Bishops praise Belgian-born Sister Emmanuelle for life of charity

PARIS – Catholic bishops in France and Belgium have praised the veteran charity worker Sister Emmanuelle, who died Oct. 20 just before her 100th birthday.

At her funeral Oct. 22 in Notre Dame Cathedral, Cardinal Andre Vingt-Trois of Paris said Sister Emmanuelle’s personality and use of the media “made her an emblematic figure.”

“But the authenticity of her service showed itself in her capacity to gather all kinds of people behind her work,” he said of the Notre Dame de Sion nun.

In an Oct. 20 statement, the Paris-based Friends of Sister Emmanuelle said the nun had died peacefully in her sleep of natural causes in her order’s retreat house in Callian, in southeastern France.

The Belgian bishops’ conference said in a statement on its Web site: “For almost a century, this great lady radiated generosity and contagious enthusiasm throughout the world. Her life invites us to increase solidarity in times of trial and reminds us it is love which saves the world.”

Sister Emmanuelle was buried Oct. 22 in the Notre Dame de Sion cemetery in Callian.

In 1971 at the age of 63, Sister Emmanuelle went to live among garbage collectors outside Cairo, Egypt, building schools and dispensaries and promoting Jewish-Muslim dialogue.

“She understood that to love those needing food to survive meant being linked with them through her lifestyle, by sharing their misery and encouraging them to get out of it,” said Cardinal Vingt-Trois. “She became a ragpicker among ragpickers, plunging without exit into a solidarity of destiny with those who have nothing and are distrusted by all.”

Born into a well-off family in Brussels, Belgium, she became a nun in 1929 after studying philosophy at France’s Sorbonne University. She worked at a Catholic high school in Istanbul, Turkey, in the 1930s.

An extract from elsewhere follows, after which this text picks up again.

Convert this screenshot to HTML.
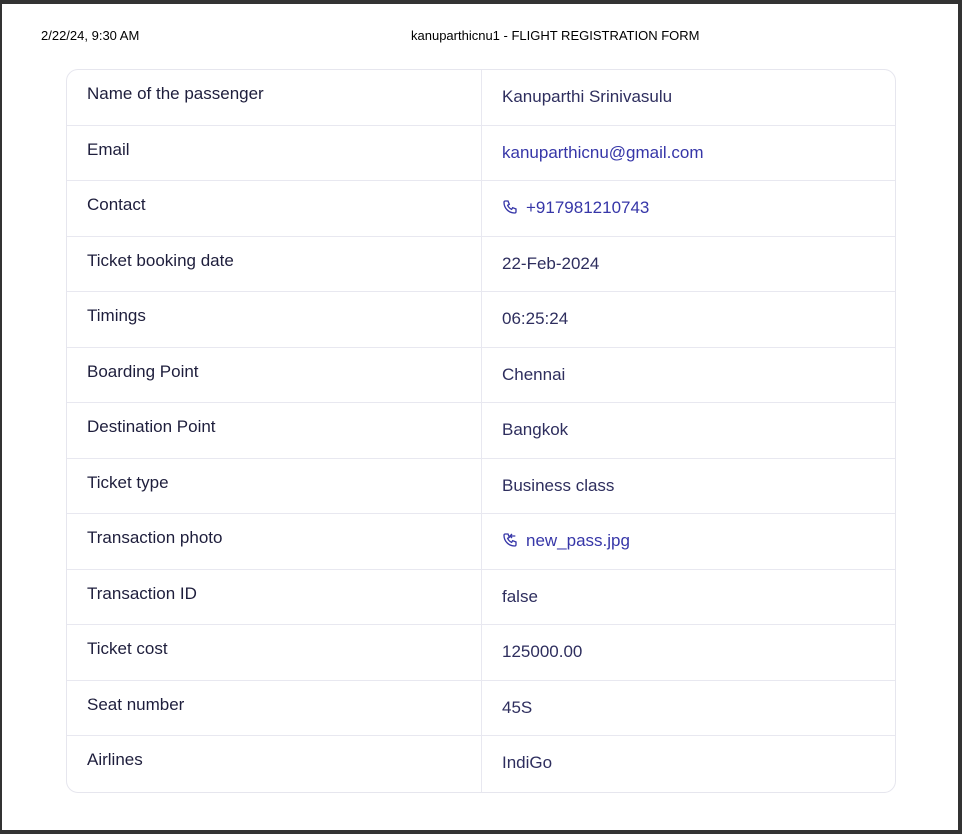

Sister Emmanuelle – who was noted for unorthodox views, including support for contraception and married clergy – publicized the plight of the world’s poor after returning to France in 1993.

Widely compared to Blessed Mother Teresa of Calcutta, India, and Abbe Pierre, the founder of the Emmaus Community in France, she was voted one of France’s most popular people, as well as the fifth “greatest Belgian” in 2005.